From her savings (hard to find work right now due to COVID), we provide her with a car. We do give gas money during school year obviously.


I see this statement everyone on here. Excuses, excuses. Giant and Safeway are hiring.
Anonymous
Anonymous wrote:OP—I ended up taking the car keys away since the vehicle is in my name. Other irresponsible behavior contributed to the car privileges being taken away (losing her driver license while out with friends). I have basically told her that having a car as a 17yo is a privilege. Since she does not respect my boundaries and does not contribute to the household in any shape or form, I am not responsible for providing her with a mode of transportation. I do things for you, but I expect you to at least empty a dishwasher and walk the dog a few times a week. We’re not a very happy family right now, but at least I am not enabling irresponsible teenage behavior.



So where is her dad in all this?
Anonymous
Can you shut down her phone?
Anonymous
You need to pressure spouse to get a handle on his child. I would cut off anything that is enabling her such as credit cards, car, etc. until she demonstrates she is a responsible human being. Right now she's a selfish child and deserves nothing.
Anonymous
Anonymous wrote:
Anonymous wrote:Where is she getting her money and transportation?


From her savings (hard to find work right now due to COVID), we provide her with a car. We do give gas money during school year obviously.

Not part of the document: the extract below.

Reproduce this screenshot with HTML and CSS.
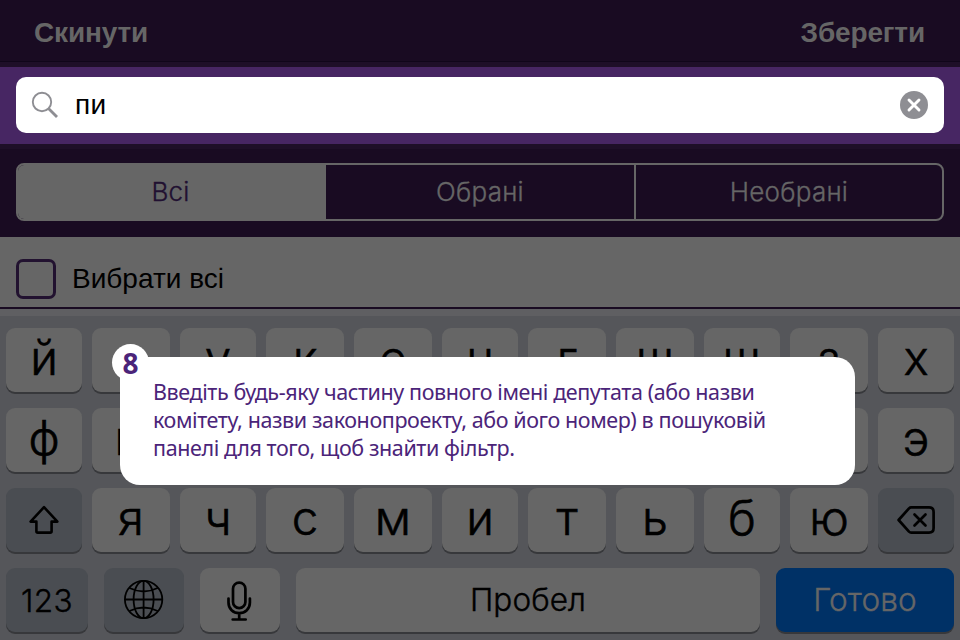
FILE: index.html
```
<!DOCTYPE html>
<html lang="uk">
<head>
<meta charset="utf-8">
<title>Фільтр</title>
<link rel="stylesheet" href="styles.css">
</head>
<body>
<header class="nav"><span class="reset">Скинути</span><span class="save">Зберегти</span></header>
<div class="search-band">
  <div class="search">
    <svg class="lens" width="28" height="28" viewBox="0 0 28 28" fill="none" stroke="#8e8e93"><circle cx="10" cy="11" r="9.200" stroke-width="1.900"/><path d="M16.500 17.500L25 26" stroke-width="2.800"/></svg>
    <span class="query">пи</span>
    <svg class="clear" width="28" height="28" viewBox="0 0 28 28"><circle cx="14" cy="14" r="14" fill="#8e8e93"/><path d="M9 9L19 19M19 9L9 19" stroke="#fff" stroke-width="2.900" stroke-linecap="round"/></svg>
  </div>
</div>
<div class="scope">
  <div class="segments"><span class="seg on">Всі</span><span class="seg">Обрані</span><span class="seg last">Необрані</span></div>
</div>
<div class="row-all"><span class="box"></span><span class="all-label">Вибрати всі</span></div>
<div class="strip"></div>
<main class="keyboard">
  <div class="keys">
    <span class="key">й</span><span class="key">ц</span><span class="key">у</span><span class="key">к</span><span class="key">е</span><span class="key">н</span><span class="key">г</span><span class="key">ш</span><span class="key">щ</span><span class="key">з</span><span class="key">х</span>
    <span class="key">ф</span><span class="key">ы</span><span class="key">в</span><span class="key">а</span><span class="key">п</span><span class="key">р</span><span class="key">о</span><span class="key">л</span><span class="key">д</span><span class="key">ж</span><span class="key">э</span>
    <span class="key dark"><svg width="32" height="30" viewBox="0 0 32 30" fill="none" stroke="#000" stroke-width="2.600" stroke-linejoin="round"><path d="M16 2.200L2.600 16.600H8.400V26.200Q8.400 27.600 9.800 27.600H22.200Q23.600 27.600 23.600 26.200V16.600H29.400Z"/></svg></span>
    <span class="key">я</span><span class="key">ч</span><span class="key">с</span><span class="key">м</span><span class="key">и</span><span class="key">т</span><span class="key">ь</span><span class="key">б</span><span class="key">ю</span>
    <span class="key dark"><svg width="38" height="28" viewBox="0 0 38 28" fill="none" stroke="#000" stroke-width="2.700" stroke-linejoin="round" stroke-linecap="round"><path d="M14.200 1.400H32Q36.600 1.400 36.600 6V22Q36.600 26.600 32 26.600H14.200Q13 26.600 12 25.600L1.600 14L12 2.400Q13 1.400 14.200 1.400Z"/><path d="M17.500 8.500L28.500 19.500M28.500 8.500L17.500 19.500"/></svg></span>
  </div>
  <div class="bottom">
    <span class="key dark word num">123</span>
    <span class="key dark"><svg width="40" height="40" viewBox="0 0 40 40" fill="none" stroke="#000" stroke-width="1.800"><circle cx="19.600" cy="19.500" r="18.700"/><ellipse cx="19.600" cy="19.500" rx="10" ry="18.700"/><path d="M19.600 1V38M1 19.500H38.500M5.500 8Q19.600 15 33.700 8M5.500 31Q19.600 24 33.700 31"/></svg></span>
    <span class="key icon"><svg width="26" height="40" viewBox="0 0 26 40" fill="none" stroke="#000" stroke-width="2.700" stroke-linecap="round"><rect x="6" y="2.600" width="12.400" height="25.500" rx="6.200"/><path d="M1.500 18.500V22.500C1.500 29 6.200 33.200 12.200 33.200S22.900 29 22.900 22.500V18.500M12.200 33.200V39.300M5.700 39.500H18.700"/></svg></span>
    <span class="key word">Пробел</span>
    <span class="key word done">Готово</span>
  </div>
</main>
<aside class="tip">
  <span class="badge">8</span>
  <p>Введіть будь-яку частину повного імені депутата (або назви<br>комітету, назви законопроекту, або його номер) в пошуковій<br>панелі для того, щоб знайти фільтр.</p>
</aside>
</body>
</html>
```
FILE: styles.css
```
* { box-sizing: border-box; }
body {
  margin: 0; width: 960px; height: 640px; overflow: hidden; position: relative;
  display: flex; flex-direction: column; background: #55565a;
  font-family: Inter, "Liberation Sans", sans-serif; color: #000;
}
svg { display: block; overflow: visible; }
.nav {
  height: 67px; flex: none; background: #190b22; border-bottom: 5px solid #1e0f28; box-shadow: inset 0 -1px #10061a;
  display: flex; justify-content: space-between; padding: 16px 35px 0 34px;
  font: bold 28px/34px "Liberation Sans", sans-serif; color: #666; letter-spacing: -0.15px;
}
.search-band { height: 77px; flex: none; background: #472663; padding: 10px 16px 11px; }
.search { height: 56px; background: #fff; border-radius: 10px; display: flex; align-items: center; padding: 0 16px; }
.query { flex: 1; margin-left: 15px; font: 28px/32px "Liberation Sans", sans-serif; letter-spacing: 0.3px; }
.scope { height: 93px; flex: none; background: #190b22; border-top: 5px solid #1e0f28; padding: 14px 16px 0; }
.segments { height: 58px; display: grid; grid-template-columns: 308px 308px 1fr; background: #190b22; border: 2px solid #666; border-radius: 8px; overflow: hidden; }
.seg { display: flex; align-items: center; justify-content: center; font-size: 26px; font-weight: 300; -webkit-text-stroke: 0.35px; letter-spacing: 0.25px; color: #666; padding-bottom: 1px; }
.seg.on { background: #666; color: #211031; padding-right: 3px; }
.seg.last { border-left: 2px solid #666; }
.row-all { height: 72px; flex: none; background: #666; border-bottom: 2px solid #190b22; display: flex; align-items: center; padding: 14px 16px 0; gap: 16px; }
.box { width: 40px; height: 40px; border: 3px solid #221230; border-radius: 7px; }
.all-label { font: 28px/32px "Liberation Sans", sans-serif; }
.strip { height: 7px; flex: none; background: #5f5f62; }
.keyboard { flex: 1; background: #55565a; padding: 12px 6px 0; }
.keys { display: grid; grid-template-columns: 76px 78px 76px 78px 78px 76px 78px 78px 76px 78px 76px; grid-auto-rows: 64px; gap: 16px 10px; }
.bottom { display: grid; grid-template-columns: 82px 80px 80px 464px 178px; gap: 16px; height: 64px; margin-top: 16px; }
.key {
  background: #666; border-radius: 9px; box-shadow: 0 2px #37383b;
  display: flex; align-items: center; justify-content: center;
  font-size: 47.5px; font-weight: 300; line-height: 56px; -webkit-text-stroke: 0.6px; padding-bottom: 5px;
}
.key.dark { background: #4a4d52; padding-bottom: 0; }
.key.icon { padding-bottom: 0; }
.key.word { font-size: 31.5px; -webkit-text-stroke: 0.4px; letter-spacing: 0.1px; padding-bottom: 1px; }
.key.num { padding: 2px 0 0; letter-spacing: 0.4px; }
.key.done { background: #003166; color: #666; }
.tip { position: absolute; left: 120px; top: 357px; width: 735px; height: 128px; background: #fff; border-radius: 20px; padding: 21px 33px; }
.tip p { margin: 0; font: 21.5px/28px "Noto Sans", sans-serif; letter-spacing: -0.4px; color: #4b2479; white-space: nowrap; }
.badge { position: absolute; left: -8px; top: -13px; width: 37px; height: 37px; border-radius: 50%; background: #fff; color: #4b2479; font: bold 28px/39px "Noto Sans", sans-serif; text-align: center; }
```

Take the car. No mask, no keys.
Anonymous
Then she can find her own place to live. I am NOT dealing with a 17yo who feels free to bring covid home.
Anonymous
Anonymous wrote:OP—I ended up taking the car keys away since the vehicle is in my name. Other irresponsible behavior contributed to the car privileges being taken away (losing her driver license while out with friends). I have basically told her that having a car as a 17yo is a privilege. Since she does not respect my boundaries and does not contribute to the household in any shape or form, I am not responsible for providing her with a mode of transportation. I do things for you, but I expect you to at least empty a dishwasher and walk the dog a few times a week. We’re not a very happy family right now, but at least I am not enabling irresponsible teenage behavior.


Good on you, OP. That couldn't have been easy, and I bet she's doing her best to punish everyone for her choices. You did the right thing.
Anonymous
Anonymous wrote:
Anonymous wrote:OP—I ended up taking the car keys away since the vehicle is in my name. Other irresponsible behavior contributed to the car privileges being taken away (losing her driver license while out with friends). I have basically told her that having a car as a 17yo is a privilege. Since she does not respect my boundaries and does not contribute to the household in any shape or form, I am not responsible for providing her with a mode of transportation. I do things for you, but I expect you to at least empty a dishwasher and walk the dog a few times a week. We’re not a very happy family right now, but at least I am not enabling irresponsible teenage behavior.


Good on you, OP. That couldn't have been easy, and I bet she's doing her best to punish everyone for her choices. You did the right thing.


+1

I’m sure she’s making life miserable, but she got what she needs. No way should she have a car!